◆ Data section
========================================================================
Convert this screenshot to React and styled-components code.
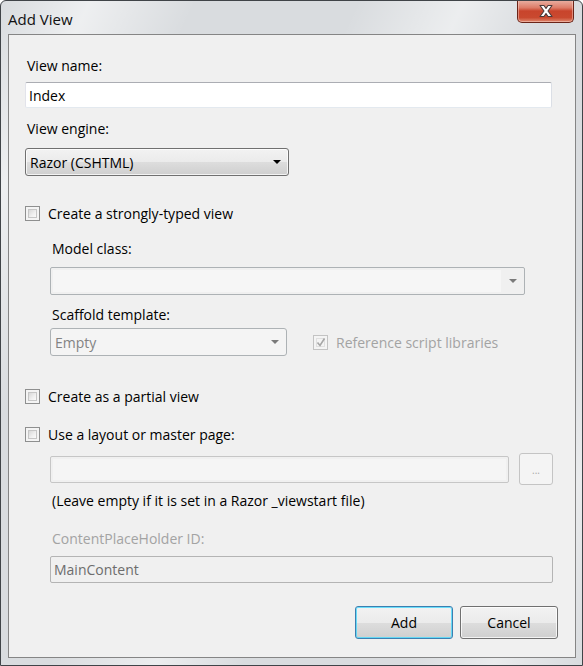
import React from 'react';
import styled, { createGlobalStyle } from 'styled-components';

const GlobalStyle = createGlobalStyle`
  html, body {
    margin: 0;
    padding: 0;
    background: #ffffff;
  }
  * {
    box-sizing: border-box;
  }
`;

const Window = styled.div`
  width: 583px;
  height: 666px;
  display: flex;
  flex-direction: column;
  border: 1px solid #404448;
  border-radius: 6px 6px 0 0;
  background:
    linear-gradient(115deg, rgba(255,255,255,0) 0%, rgba(255,255,255,0.55) 10%, rgba(255,255,255,0) 22%,
      rgba(255,255,255,0) 40%, rgba(255,255,255,0.5) 52%, rgba(255,255,255,0) 62%,
      rgba(255,255,255,0) 80%, rgba(255,255,255,0.45) 90%, rgba(255,255,255,0) 100%),
    #d9dcdf;
  font-family: "Open Sans", "Noto Sans", sans-serif;
  font-size: 14px;
  color: #000;
  overflow: hidden;
`;

const TitleBar = styled.div`
  height: 33px;
  display: flex;
  align-items: flex-start;
  justify-content: space-between;
  padding: 0 8px 0 7px;
`;

const Title = styled.div`
  margin-top: 9px;
  font-size: 15px;
  line-height: 18px;
  color: #111;
`;

const CloseButton = styled.div`
  width: 57px;
  height: 23px;
  margin-top: -1px;
  display: flex;
  align-items: center;
  justify-content: center;
  border: 1px solid #6b2418;
  border-top: none;
  border-radius: 0 0 5px 5px;
  background: linear-gradient(#eab3a6 0%, #dd7c68 35%, #c8442c 50%, #c9492f 80%, #df8a70 100%);
  box-shadow: inset 0 0 0 1px rgba(255, 220, 210, 0.45);
`;

const Client = styled.div`
  flex: 1;
  margin: 0 6px 7px 7px;
  border: 1px solid #858585;
  background: #f0f0f0;
  padding: 22px 0 0 16px;
  display: flex;
  flex-direction: column;
`;

const Label = styled.div`
  line-height: 18px;
  padding-left: 2px;
  margin-top: ${p => p.$top || 0}px;
  color: ${p => (p.$disabled ? '#a3a3a3' : '#000')};
`;

const TextBox = styled.div`
  width: ${p => p.$width}px;
  height: ${p => p.$height || 26}px;
  margin-top: ${p => p.$top || 0}px;
  display: flex;
  align-items: center;
  padding-left: 3px;
  border: 1px solid;
  border-color: ${p => (p.$disabled ? '#b4b4b4' : '#abadb3 #dbdfe6 #e3e9ef #e2e3ea')};
  border-radius: 2px;
  background: ${p => (p.$disabled ? '#f0f0f0' : '#ffffff')};
  color: ${p => (p.$disabled ? '#6d6d6d' : '#000')};
`;

const InactiveField = styled.div`
  width: ${p => p.$width}px;
  height: 27px;
  border: 1px solid #c6c6c6;
  border-radius: 2px;
  background: #f0f0f0;
  padding: 2px;
  display: flex;
`;

const InactiveInner = styled.div`
  flex: 1;
  background: #f5f5f5;
`;

const ComboButton = styled.div`
  width: ${p => p.$width}px;
  height: ${p => p.$height || 28}px;
  margin-top: ${p => p.$top || 0}px;
  display: flex;
  align-items: center;
  justify-content: space-between;
  padding: 0 7px 0 4px;
  border: 1px solid ${p => (p.$disabled ? '#adb2b5' : '#707070')};
  border-radius: 3px;
  background: ${p =>
    p.$disabled
      ? '#f4f4f4'
      : 'linear-gradient(#f2f2f2 0%, #ebebeb 50%, #dddddd 51%, #cfcfcf 100%)'};
  box-shadow: ${p => (p.$disabled ? 'none' : 'inset 0 0 0 1px rgba(255,255,255,0.75)')};
  color: ${p => (p.$disabled ? '#838383' : '#000')};
`;

const EditCombo = styled.div`
  width: ${p => p.$width}px;
  height: 28px;
  margin-top: ${p => p.$top || 0}px;
  display: flex;
  align-items: stretch;
  border: 1px solid #adb2b5;
  border-radius: 2px;
  background: #f0f0f0;
  padding: 2px 0 2px 2px;
`;

const EditField = styled.div`
  flex: 1;
  background: #f6f6f6;
`;

const ArrowBox = styled.div`
  width: 23px;
  display: flex;
  align-items: center;
  justify-content: center;
`;

const Arrow = styled.span`
  width: 0;
  height: 0;
  border-left: 4px solid transparent;
  border-right: 4px solid transparent;
  border-top: 4px solid ${p => (p.$disabled ? '#7a7a7a' : '#000')};
`;

const CheckRow = styled.div`
  display: flex;
  align-items: center;
  gap: 8px;
  height: 18px;
  margin-top: ${p => p.$top || 0}px;
  color: ${p => (p.$disabled ? '#a3a3a3' : '#000')};
`;

const CheckBox = styled.span`
  width: 15px;
  height: 15px;
  flex: none;
  border: 1px solid ${p => (p.$disabled ? '#c3c3c3' : '#8e8f8f')};
  background: #f4f4f4;
  padding: 2px;
  display: flex;

  &::before {
    content: '';
    flex: 1;
    border: 1px solid ${p => (p.$disabled ? '#e0e0e0' : '#c6c6c6')};
    background: ${p =>
      p.$disabled ? '#f4f4f4' : 'linear-gradient(135deg, #d8d8d8 0%, #f0f0f0 60%, #fafafa 100%)'};
  }
`;

const CheckMark = styled.svg`
  position: absolute;
  left: 2px;
  top: 1px;
`;

const CheckWrap = styled.span`
  position: relative;
  display: flex;
`;

const Indent = styled.div`
  margin-left: 25px;
  display: flex;
  flex-direction: column;
`;

const Row = styled.div`
  display: flex;
  align-items: center;
  margin-top: ${p => p.$top || 0}px;
  gap: ${p => p.$gap || 0}px;
`;

const BrowseButton = styled.div`
  width: 34px;
  height: 32px;
  border: 1px solid #c4c4c4;
  border-radius: 3px;
  background: #f4f4f4;
  color: #a8a8a8;
  font-size: 10px;
  display: flex;
  align-items: center;
  justify-content: center;
  padding-top: 2px;
`;

const ButtonRow = styled.div`
  display: flex;
  gap: 7px;
  margin-top: 23px;
  margin-left: 330px;
`;

const PushButton = styled.div`
  width: ${p => p.$width}px;
  height: 33px;
  display: flex;
  align-items: center;
  justify-content: center;
  border: 1px solid ${p => (p.$default ? '#3c7fb1' : '#707070')};
  border-radius: 3px;
  background: linear-gradient(#f2f2f2 0%, #ebebeb 50%, #dddddd 51%, #cfcfcf 100%);
  box-shadow: inset 0 0 0 1px ${p => (p.$default ? 'rgba(72, 216, 251, 0.8)' : 'rgba(255,255,255,0.75)')};
  font-size: 14px;
`;

const Check = ({ checked, disabled }) => (
  <CheckWrap>
    <CheckBox $disabled={disabled} />
    {checked && (
      <CheckMark width="12" height="12" viewBox="0 0 12 12">
        <path d="M2.5 6.5 L5 9.5 L9.5 2.5" fill="none" stroke="#a6a6a6" strokeWidth="1.6" />
      </CheckMark>
    )}
  </CheckWrap>
);

const App = () => {
  return (
    <>
      <GlobalStyle />
      <Window>
        <TitleBar>
          <Title>Add View</Title>
          <CloseButton>
            <svg width="18" height="14" viewBox="0 0 18 14">
              <path
                d="M3 1.5 L7 1.5 L9 4.5 L11 1.5 L15 1.5 L11 7 L15 12.5 L11 12.5 L9 9.5 L7 12.5 L3 12.5 L7 7 Z"
                fill="#ffffff"
                stroke="#4a3a3a"
                strokeWidth="1.1"
                strokeLinejoin="round"
              />
            </svg>
          </CloseButton>
        </TitleBar>

        <Client>
          <Label>View name:</Label>
          <TextBox $width={527} $top={7}>Index</TextBox>

          <Label $top={12}>View engine:</Label>
          <ComboButton $width={264} $top={10}>
            <span>Razor (CSHTML)</span>
            <Arrow />
          </ComboButton>

          <CheckRow $top={28}>
            <Check />
            <span>Create a strongly-typed view</span>
          </CheckRow>

          <Indent>
            <Label $top={18}>Model class:</Label>
            <EditCombo $width={475} $top={9}>
              <EditField />
              <ArrowBox>
                <Arrow $disabled />
              </ArrowBox>
            </EditCombo>

            <Label $top={11}>Scaffold template:</Label>
            <Row $top={4} $gap={26}>
              <ComboButton $width={237} $height={28} $disabled>
                <span>Empty</span>
                <Arrow $disabled />
              </ComboButton>
              <CheckRow $disabled>
                <Check checked disabled />
                <span>Reference script libraries</span>
              </CheckRow>
            </Row>
          </Indent>

          <CheckRow $top={31}>
            <Check />
            <span>Create as a partial view</span>
          </CheckRow>

          <CheckRow $top={20}>
            <Check />
            <span>Use a layout or master page:</span>
          </CheckRow>

          <Indent>
            <Row $top={10} $gap={10}>
              <InactiveField $width={459}>
                <InactiveInner />
              </InactiveField>
              <BrowseButton>...</BrowseButton>
            </Row>
            <Label $top={7}>(Leave empty if it is set in a Razor _viewstart file)</Label>
            <Label $top={20} $disabled>ContentPlaceHolder ID:</Label>
            <TextBox $width={503} $height={27} $top={8} $disabled>MainContent</TextBox>
          </Indent>

          <ButtonRow>
            <PushButton $width={98} $default>Add</PushButton>
            <PushButton $width={98}>Cancel</PushButton>
          </ButtonRow>
        </Client>
      </Window>
    </>
  );
};

export default App;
========================================================================
◆ What you will do
Scan the lines above for "components", then copy every one that has it.

◆ Answer to the task
Convert this screenshot to React and styled-components code.
import styled, { createGlobalStyle } from 'styled-components';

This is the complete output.